Da subito, da noi, da qui. Così il lenzuolo diventava il simbolo di una nuova resistenza. Appendere un lenzuolo alla finestra con una scritta qualsiasi contro la mafia o anche solo con la scritta PER NON DIMENTICARE significava far sapere a tutti che eravamo contro la mafia, dare un segnale.
Ogni mese, dal 19 al 23, le date delle stragi, ma poi in realtà ogni volta che si poteva organizzare in una piazza qualunque. Il programma minimo, stampato in migliaia di copie, era costituito dai “Nove consigli scomodi al cittadino che vuole combattere la mafia”, distribuito in modo capillare.
Non c’è più Anna Ruggieri, l’avvocata che si rifiutava di difendere i mafiosi e gli stupratori ma difendeva gratis le donne violentate, la più attiva nel comitato a Catania, che si commosse nel vedere una sua zia di 85 anni, già presidentessa dell’Azione cattolica, appendere un lenzuolo al balcone e commentare: “Non mi interessa se si chiama mafia o rottura di collo. Io il lenzuolo contro questi delinquenti che ci hanno tolto l’aria lo appendo. Lo devono sapere tutti che su di me non possono contare. E per appenderlo non ho bisogno di chiedere il permesso a nessuno!”.
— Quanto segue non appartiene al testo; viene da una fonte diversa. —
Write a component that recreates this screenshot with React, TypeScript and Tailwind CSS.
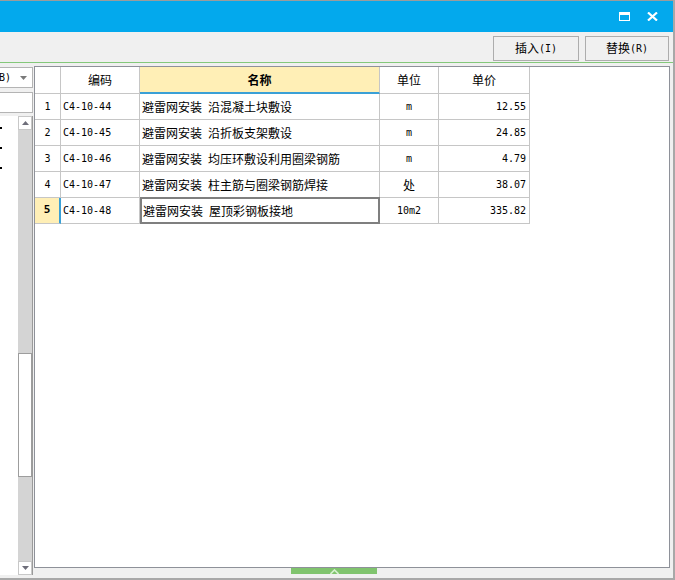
import React from "react";

type Row = { code: string; name: string; unit: string; price: string };

const rows: Row[] = [
  { code: "C4-10-44", name: "避雷网安装\u2002沿混凝土块敷设", unit: "m", price: "12.55" },
  { code: "C4-10-45", name: "避雷网安装\u2002沿折板支架敷设", unit: "m", price: "24.85" },
  { code: "C4-10-46", name: "避雷网安装\u2002均压环敷设利用圈梁钢筋", unit: "m", price: "4.79" },
  { code: "C4-10-47", name: "避雷网安装\u2002柱主筋与圈梁钢筋焊接", unit: "处", price: "38.07" },
  { code: "C4-10-48", name: "避雷网安装\u2002屋顶彩钢板接地", unit: "10m2", price: "335.82" },
];

const cell = "border-r border-b border-[#c6c6c6] flex items-center";
const mono = "font-['DejaVu_Sans_Mono',monospace] text-[10px]";

const App: React.FC = () => {
  return (
    <div className="w-[675px] h-[580px] flex flex-col bg-[#f0f0f0] border-r-2 border-[#a8a8a8] overflow-hidden text-[12px] text-black font-['Noto_Sans_CJK_SC',sans-serif]">
      <div className="h-px bg-[#9c9c9c]" />
      {/* title bar */}
      <div className="h-[31px] bg-[#03a9ed] flex items-center justify-end gap-[17px] pr-[15px]">
        <svg width="11" height="9" viewBox="0 0 11 9">
          <rect x="0.5" y="0.5" width="10" height="8" fill="none" stroke="#fff" strokeWidth="1" />
          <rect x="0" y="0" width="11" height="3" fill="#fff" />
        </svg>
        <svg width="11" height="9" viewBox="0 0 11 9">
          <path d="M1 0.5 L10 8.5 M10 0.5 L1 8.5" stroke="#fff" strokeWidth="2.2" />
        </svg>
      </div>
      {/* toolbar */}
      <div className="h-[30px] flex items-center justify-end gap-[6px] pr-[4px] pt-[2px]">
        <button className="w-[86px] h-[25px] border border-[#adadad] bg-[#f0f0f0] flex items-center justify-center">
          插入<span className={mono}>(I)</span>
        </button>
        <button className="w-[84px] h-[25px] border border-[#adadad] bg-[#f0f0f0] flex items-center justify-center">
          替换<span className={mono}>(R)</span>
        </button>
      </div>
      <div className="h-px bg-[#84c87a]" />

      <div className="flex-1 flex border-b-2 border-[#a8a8a8]">
        {/* left panel */}
        <div className="w-[33px] flex flex-col pt-[4px] pb-[3px]">
          <div className="h-[21px] bg-white border border-[#b4b4b4] border-l-0 flex items-center justify-between pr-[5px]">
            <span className={`${mono} -ml-[1px]`}>B)</span>
            <svg width="7" height="4" viewBox="0 0 7 4">
              <path d="M0 0 L7 0 L3.5 4 Z" fill="#7a7a7a" />
            </svg>
          </div>
          <div className="h-[21px] mt-[4px] bg-white border border-[#b4b4b4] border-l-0" />
          <div className="flex-1 mt-[3px] flex bg-white">
            <div className="w-[18px] flex flex-col gap-[18px] pt-[11px]">
              <div className="w-[2px] h-[2px] bg-black" />
              <div className="w-[2px] h-[2px] bg-black" />
              <div className="w-[2px] h-[2px] bg-black" />
            </div>
            <div className="w-[15px] flex flex-col bg-[#d4d4d4] border-r border-[#9a9a9a]">
              <div className="h-[14px] bg-white border border-[#c8c8c8] flex items-center justify-center">
                <svg width="7" height="4" viewBox="0 0 7 4">
                  <path d="M3.5 0 L7 4 L0 4 Z" fill="#6e6e7a" />
                </svg>
              </div>
              <div className="h-[223px]" />
              <div className="h-[124px] bg-white border border-[#9d9d9d]" />
              <div className="flex-1" />
              <div className="h-[14px] bg-white border border-[#c8c8c8] flex items-center justify-center">
                <svg width="7" height="4" viewBox="0 0 7 4">
                  <path d="M0 0 L7 0 L3.5 4 Z" fill="#6e6e7a" />
                </svg>
              </div>
            </div>
          </div>
        </div>

        {/* grid pane */}
        <div className="flex-1 flex flex-col ml-px pt-[3px] pr-[3px]">
          <div className="flex-1 bg-white border border-[#8e9199]">
            <div className="grid grid-cols-[26px_79px_240px_59px_91px] grid-rows-[27px_repeat(5,26px)] w-max">
              <div className={cell} />
              <div className={`${cell} justify-center`}>编码</div>
              <div className="border-r border-r-[#c6c6c6] border-b-2 border-b-[#3aa0d6] flex items-center justify-center bg-[#ffefb6] font-bold">
                名称
              </div>
              <div className={`${cell} justify-center`}>单位</div>
              <div className={`${cell} justify-center`}>单价</div>
              {rows.map((r, i) => {
                const sel = i === 4;
                return (
                  <React.Fragment key={r.code}>
                    {sel ? (
                      <div className="border-r-2 border-r-[#3aa0d6] border-b border-b-[#c6c6c6] flex items-center justify-center bg-[#ffefb6]">
                        <span className={`${mono} font-bold text-[11px]`}>{i + 1}</span>
                      </div>
                    ) : (
                      <div className={`${cell} justify-center`}>
                        <span className={mono}>{i + 1}</span>
                      </div>
                    )}
                    <div className={`${cell} pl-[2px]`}>
                      <span className={mono}>{r.code}</span>
                    </div>
                    {sel ? (
                      <div className="border-2 border-[#7f7f7f] -mt-px flex items-center pl-[1px]">{r.name}</div>
                    ) : (
                      <div className={`${cell} pl-[2px]`}>{r.name}</div>
                    )}
                    <div className={`${cell} justify-center`}>
                      {r.unit === "处" ? r.unit : <span className={mono}>{r.unit}</span>}
                    </div>
                    <div className={`${cell} justify-end pr-[3px]`}>
                      <span className={mono}>{r.price}</span>
                    </div>
                  </React.Fragment>
                );
              })}
            </div>
          </div>
          <div className="h-[10px] flex">
            <div className="ml-[257px] w-[86px] h-[6px] bg-[#80c46e] flex items-end justify-center">
              <svg width="9" height="5" viewBox="0 0 9 5">
                <path d="M0.5 5 L4.5 1 L8.5 5" fill="none" stroke="#d6f0cf" strokeWidth="1.6" />
              </svg>
            </div>
          </div>
        </div>
      </div>
    </div>
  );
};

export default App;
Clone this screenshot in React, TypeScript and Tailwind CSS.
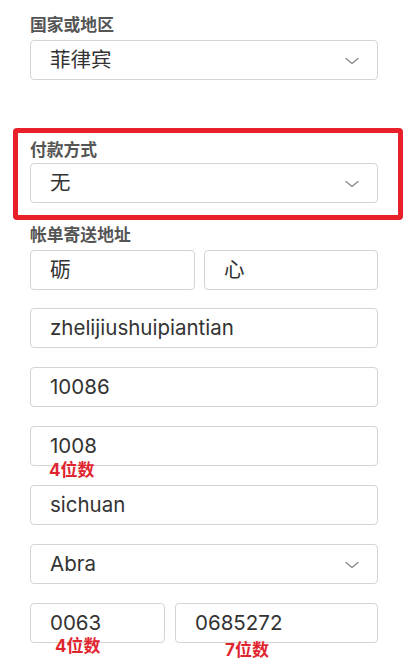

Non c’è più Angelo D’Arrigo, campione mondiale di deltaplano e volo libero, scomparso tragicamente, per ironia della sorte, in un volo banale nei cieli di Comiso, che dal campo volo di Fiumefreddo di Sicilia si alzava con la scritta sulle ali MAFIA NOI NO! “Una sfida contro la limitatezza impostaci dalla natura – diceva – e contro quella che per la sua inesorabilità, tenacia e durata sembra quasi una calamità naturale, la mafia. Non credo che così possiamo liberarci dai mafiosi, ma credo che possiamo contribuire a creare modelli alternativi per i giovani, il che limita il terreno occupato dalla mafia e, isolandola, ne impedisce la diffusione”.
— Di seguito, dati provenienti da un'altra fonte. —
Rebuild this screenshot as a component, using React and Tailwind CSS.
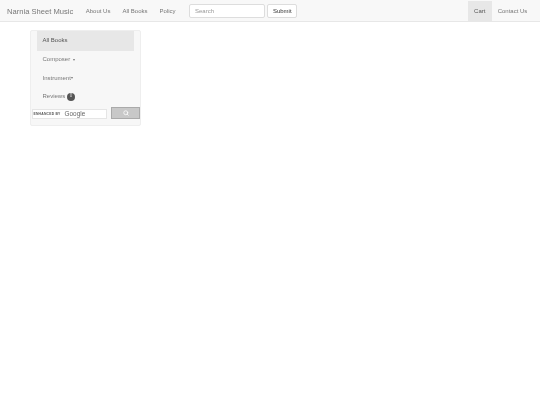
import { Search } from 'lucide-react';

export default function App() {
  return (
    <div className="w-[540px] h-[405px] bg-white overflow-hidden blur-[0.3px] font-['Liberation_Sans',Arial,sans-serif]">
      <nav className="h-[22px] flex items-stretch bg-[#f8f8f8] border-b border-[#e7e7e7] pt-[1px] text-[6px] text-[#777]">
        <a className="pl-[7px] pr-[6.5px] text-[7.6px] leading-[21px]">Narnia Sheet Music</a>
        <a className="px-[6px] leading-[21px]">About Us</a>
        <a className="px-[6px] leading-[21px]">All Books</a>
        <a className="px-[6px] leading-[21px]">Policy</a>
        <form className="flex items-center gap-[2px] pl-[7.5px] pt-[0.5px]">
          <input
            placeholder="Search"
            className="w-[76.5px] h-[14px] px-[5px] bg-white border border-[#ddd] rounded-[2px] text-[6px] placeholder:text-[#999]"
          />
          <button className="w-[29.5px] h-[14px] bg-white border border-[#ddd] rounded-[2px] text-[6px] text-[#333]">Submit</button>
        </form>
        <div className="ml-auto flex pr-[7px]">
          <a className="w-[24.5px] text-center bg-[#e7e7e7] text-[#555] leading-[21px]">Cart</a>
          <a className="w-[41px] text-center leading-[21px]">Contact Us</a>
        </div>
      </nav>

      <aside className="ml-[29.5px] mt-[8px] w-[111.5px] h-[96px] bg-[#f7f7f7] border border-[#eee] rounded-[2px] text-[6px] text-[#777]">
        <ul className="px-[6px]">
          <li className="h-[19.5px] pl-[6px] flex items-center bg-[#e7e7e7] text-[#555]">All Books</li>
          <li className="h-[18.5px] pl-[6px] flex items-center gap-[2.5px]">
            Composer
            <span className="border-x-[1.5px] border-x-transparent border-t-[2px] border-t-[#777]" />
          </li>
          <li className="h-[18.5px] pl-[6px] flex items-center gap-[0.5px]">
            Instrument
            <span className="border-x-[1.5px] border-x-transparent border-t-[2px] border-t-[#777]" />
          </li>
          <li className="h-[18.5px] pl-[6px] flex items-center gap-[1.5px]">
            Reviews
            <span className="w-[8.5px] h-[8.5px] rounded-full bg-[#555] text-[#ddd] text-[4.5px] flex items-center justify-center">0</span>
          </li>
        </ul>
        <div className="flex items-start pl-[1px] pt-[1px] gap-[4px]">
          <div className="w-[76px] h-[10.5px] mt-[1.5px] bg-white border border-[#e5e5e5] flex items-center">
            <span className="text-[3.4px] font-bold text-[#555] tracking-[0.2px] pl-[1px] pt-[1px]">ENHANCED BY</span>
            <span className="text-[6.4px] text-[#666] pl-[4px]">Google</span>
          </div>
          <button className="w-[29px] h-[12px] bg-[#c8c8c8] border border-[#aaa] flex items-center justify-center">
            <Search className="w-[6px] h-[6px] text-white" strokeWidth={3} />
          </button>
        </div>
      </aside>
    </div>
  );
}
Sono andati tutti a lavorare altrove, molti all’estero, i ragazzi del Liceo scientifico di Giarre che piantarono il carrubo nel cortile della scuola e misero in scena uno spettacolo teatrale, mentre i lenzuoli venivano appesi ai balconi dell’Istituto tecnico per il Commercio “Olivetti” e del Liceo classico.